At the VCU Career Services Office, we embrace and celebrate the diversity of our campus and alumni community and are committed to creating an inclusive environment where all are welcomed, respected, and supported.
We are dedicated to providing services and resources that will help create a more equitable playing field for all VCU students and alumni as they consider career options, engage in experiential learning, and apply for employment and volunteer positions, acknowledging that not everyone has equal access to career-related opportunities and professional networks. As a department, we promote and are deeply invested in the work of diversity, inclusion, equity, social justice, cultural humility, and constant learning. As a team comprised of individuals from many different backgrounds, we will continue to do our part to advocate and make positive change each day that helps open new doors to careers and professional opportunities for VCU students and beyond.
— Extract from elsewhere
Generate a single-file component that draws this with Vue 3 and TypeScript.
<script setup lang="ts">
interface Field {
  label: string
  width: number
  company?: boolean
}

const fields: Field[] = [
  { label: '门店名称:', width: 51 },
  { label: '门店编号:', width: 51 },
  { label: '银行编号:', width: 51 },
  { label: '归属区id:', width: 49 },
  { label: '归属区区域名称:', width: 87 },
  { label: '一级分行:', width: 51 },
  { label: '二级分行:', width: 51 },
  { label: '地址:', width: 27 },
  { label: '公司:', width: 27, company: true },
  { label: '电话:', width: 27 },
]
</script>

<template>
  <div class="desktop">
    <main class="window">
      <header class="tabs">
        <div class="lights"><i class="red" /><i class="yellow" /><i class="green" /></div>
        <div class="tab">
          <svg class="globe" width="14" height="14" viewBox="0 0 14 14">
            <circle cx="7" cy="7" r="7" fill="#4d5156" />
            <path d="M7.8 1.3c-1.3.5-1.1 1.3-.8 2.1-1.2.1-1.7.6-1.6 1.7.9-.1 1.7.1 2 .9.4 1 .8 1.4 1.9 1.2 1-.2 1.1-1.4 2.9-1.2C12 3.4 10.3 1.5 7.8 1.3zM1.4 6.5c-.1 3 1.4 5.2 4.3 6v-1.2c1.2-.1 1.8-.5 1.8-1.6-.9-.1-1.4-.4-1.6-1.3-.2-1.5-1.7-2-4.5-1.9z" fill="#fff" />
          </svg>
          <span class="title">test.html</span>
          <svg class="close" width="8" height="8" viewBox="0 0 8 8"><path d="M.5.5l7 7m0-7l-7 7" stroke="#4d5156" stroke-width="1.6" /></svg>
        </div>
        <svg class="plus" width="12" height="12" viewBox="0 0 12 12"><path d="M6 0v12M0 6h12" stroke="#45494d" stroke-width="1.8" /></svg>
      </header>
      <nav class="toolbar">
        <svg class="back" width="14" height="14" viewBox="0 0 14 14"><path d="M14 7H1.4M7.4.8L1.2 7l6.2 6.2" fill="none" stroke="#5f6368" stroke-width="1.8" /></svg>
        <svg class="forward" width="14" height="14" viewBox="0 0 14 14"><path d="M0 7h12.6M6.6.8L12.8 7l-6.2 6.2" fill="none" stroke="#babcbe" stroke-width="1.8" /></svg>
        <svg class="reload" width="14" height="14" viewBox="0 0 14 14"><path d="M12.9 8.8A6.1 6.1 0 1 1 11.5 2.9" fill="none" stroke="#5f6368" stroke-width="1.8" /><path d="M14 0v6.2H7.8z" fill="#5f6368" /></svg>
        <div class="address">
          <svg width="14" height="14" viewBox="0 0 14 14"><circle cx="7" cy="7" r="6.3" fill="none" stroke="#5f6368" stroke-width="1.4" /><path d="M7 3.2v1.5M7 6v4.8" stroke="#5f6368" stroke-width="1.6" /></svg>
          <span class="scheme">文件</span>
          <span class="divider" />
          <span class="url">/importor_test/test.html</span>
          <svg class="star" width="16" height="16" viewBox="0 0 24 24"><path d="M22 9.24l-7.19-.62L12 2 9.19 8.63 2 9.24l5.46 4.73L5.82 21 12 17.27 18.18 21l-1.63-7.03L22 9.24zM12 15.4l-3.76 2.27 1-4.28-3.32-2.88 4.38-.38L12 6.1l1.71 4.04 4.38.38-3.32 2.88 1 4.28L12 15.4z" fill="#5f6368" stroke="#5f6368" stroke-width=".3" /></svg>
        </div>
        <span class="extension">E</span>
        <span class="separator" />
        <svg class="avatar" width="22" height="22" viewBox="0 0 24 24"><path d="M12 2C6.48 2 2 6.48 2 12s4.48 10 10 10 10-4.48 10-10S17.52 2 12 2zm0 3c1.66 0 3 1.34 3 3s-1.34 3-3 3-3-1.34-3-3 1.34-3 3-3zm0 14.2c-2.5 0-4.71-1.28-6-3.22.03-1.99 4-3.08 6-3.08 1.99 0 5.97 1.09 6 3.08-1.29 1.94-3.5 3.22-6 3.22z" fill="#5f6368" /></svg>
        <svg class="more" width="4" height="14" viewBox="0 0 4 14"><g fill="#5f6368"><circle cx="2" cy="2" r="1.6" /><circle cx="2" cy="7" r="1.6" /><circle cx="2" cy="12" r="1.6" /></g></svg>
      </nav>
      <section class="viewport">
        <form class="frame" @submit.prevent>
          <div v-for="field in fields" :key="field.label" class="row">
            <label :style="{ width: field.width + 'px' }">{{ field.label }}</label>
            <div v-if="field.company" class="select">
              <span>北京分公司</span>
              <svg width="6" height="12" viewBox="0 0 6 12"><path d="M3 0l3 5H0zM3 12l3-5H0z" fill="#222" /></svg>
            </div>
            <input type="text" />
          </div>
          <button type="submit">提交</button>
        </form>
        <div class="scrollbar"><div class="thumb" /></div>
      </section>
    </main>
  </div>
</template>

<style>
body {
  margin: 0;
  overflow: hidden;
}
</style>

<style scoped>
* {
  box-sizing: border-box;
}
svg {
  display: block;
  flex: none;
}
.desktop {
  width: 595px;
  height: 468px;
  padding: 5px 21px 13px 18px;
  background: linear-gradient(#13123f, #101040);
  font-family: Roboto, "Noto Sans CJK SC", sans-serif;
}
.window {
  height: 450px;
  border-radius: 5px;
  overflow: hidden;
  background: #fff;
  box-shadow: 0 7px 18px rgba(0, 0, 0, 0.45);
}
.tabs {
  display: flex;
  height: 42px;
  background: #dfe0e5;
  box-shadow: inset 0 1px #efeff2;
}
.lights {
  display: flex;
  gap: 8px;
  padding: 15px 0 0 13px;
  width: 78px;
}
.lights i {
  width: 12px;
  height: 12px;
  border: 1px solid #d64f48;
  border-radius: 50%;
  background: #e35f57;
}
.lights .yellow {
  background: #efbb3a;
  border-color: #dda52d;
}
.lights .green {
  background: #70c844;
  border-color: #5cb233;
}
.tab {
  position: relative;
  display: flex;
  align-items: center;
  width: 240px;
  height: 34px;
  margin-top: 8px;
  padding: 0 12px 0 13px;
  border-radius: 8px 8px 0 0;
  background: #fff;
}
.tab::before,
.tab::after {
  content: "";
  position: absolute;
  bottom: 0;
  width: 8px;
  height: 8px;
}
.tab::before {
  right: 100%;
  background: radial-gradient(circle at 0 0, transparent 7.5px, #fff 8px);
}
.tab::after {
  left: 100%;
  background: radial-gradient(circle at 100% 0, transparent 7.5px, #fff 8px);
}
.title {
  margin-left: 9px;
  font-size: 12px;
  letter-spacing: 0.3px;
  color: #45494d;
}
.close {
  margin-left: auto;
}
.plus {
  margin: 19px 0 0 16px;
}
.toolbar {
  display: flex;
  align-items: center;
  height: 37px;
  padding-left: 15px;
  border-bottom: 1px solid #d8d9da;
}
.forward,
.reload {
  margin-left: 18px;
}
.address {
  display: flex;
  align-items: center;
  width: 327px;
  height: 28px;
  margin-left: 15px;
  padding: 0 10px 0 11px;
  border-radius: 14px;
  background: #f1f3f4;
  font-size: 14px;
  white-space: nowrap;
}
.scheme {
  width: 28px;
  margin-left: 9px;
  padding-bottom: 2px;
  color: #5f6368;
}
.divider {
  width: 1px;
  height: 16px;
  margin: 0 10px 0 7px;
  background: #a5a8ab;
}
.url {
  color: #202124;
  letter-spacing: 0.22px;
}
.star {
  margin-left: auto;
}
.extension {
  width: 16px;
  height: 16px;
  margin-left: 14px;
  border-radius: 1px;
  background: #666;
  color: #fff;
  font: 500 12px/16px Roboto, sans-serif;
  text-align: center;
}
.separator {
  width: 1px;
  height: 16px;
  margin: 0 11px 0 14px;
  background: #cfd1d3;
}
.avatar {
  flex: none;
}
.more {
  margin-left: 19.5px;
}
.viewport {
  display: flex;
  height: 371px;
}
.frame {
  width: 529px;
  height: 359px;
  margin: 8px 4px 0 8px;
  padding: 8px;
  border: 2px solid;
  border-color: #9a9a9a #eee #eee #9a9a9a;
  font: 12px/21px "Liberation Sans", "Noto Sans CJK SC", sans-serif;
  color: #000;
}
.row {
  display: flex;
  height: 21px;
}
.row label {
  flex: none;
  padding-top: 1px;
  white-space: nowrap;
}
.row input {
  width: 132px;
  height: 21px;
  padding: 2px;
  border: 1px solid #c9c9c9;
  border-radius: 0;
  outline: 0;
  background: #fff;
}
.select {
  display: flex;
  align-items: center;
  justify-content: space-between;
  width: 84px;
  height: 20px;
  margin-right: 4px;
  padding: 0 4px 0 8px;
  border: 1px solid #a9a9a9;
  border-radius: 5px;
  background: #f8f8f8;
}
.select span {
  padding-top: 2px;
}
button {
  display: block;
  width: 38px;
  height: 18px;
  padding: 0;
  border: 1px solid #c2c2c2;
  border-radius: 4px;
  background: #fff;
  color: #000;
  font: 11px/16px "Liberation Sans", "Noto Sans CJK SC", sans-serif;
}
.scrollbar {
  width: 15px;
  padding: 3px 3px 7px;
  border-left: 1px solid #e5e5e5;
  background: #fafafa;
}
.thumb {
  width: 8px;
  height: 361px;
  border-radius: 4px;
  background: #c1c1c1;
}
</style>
We aim to provide support and encouragement to VCU students and graduates of all backgrounds and identities as they explore, prepare for, and pursue their career goals and contribute their unique and important ideas, skills, and values to the world. We encourage individuals to consider value alignment as they evaluate places to work, connect, and gain experience along their professional journey, asking hard questions and reflecting on what they both hear and observe in action.
We welcome you to engage with us early and often—please visit our website, stop by our space, and make an appointment to talk with one of our career advisors. Your continuous feedback and engagement with our office is essential to our office's mission of empowering all students to lead meaningful careers and lives, and we look forward to working with you.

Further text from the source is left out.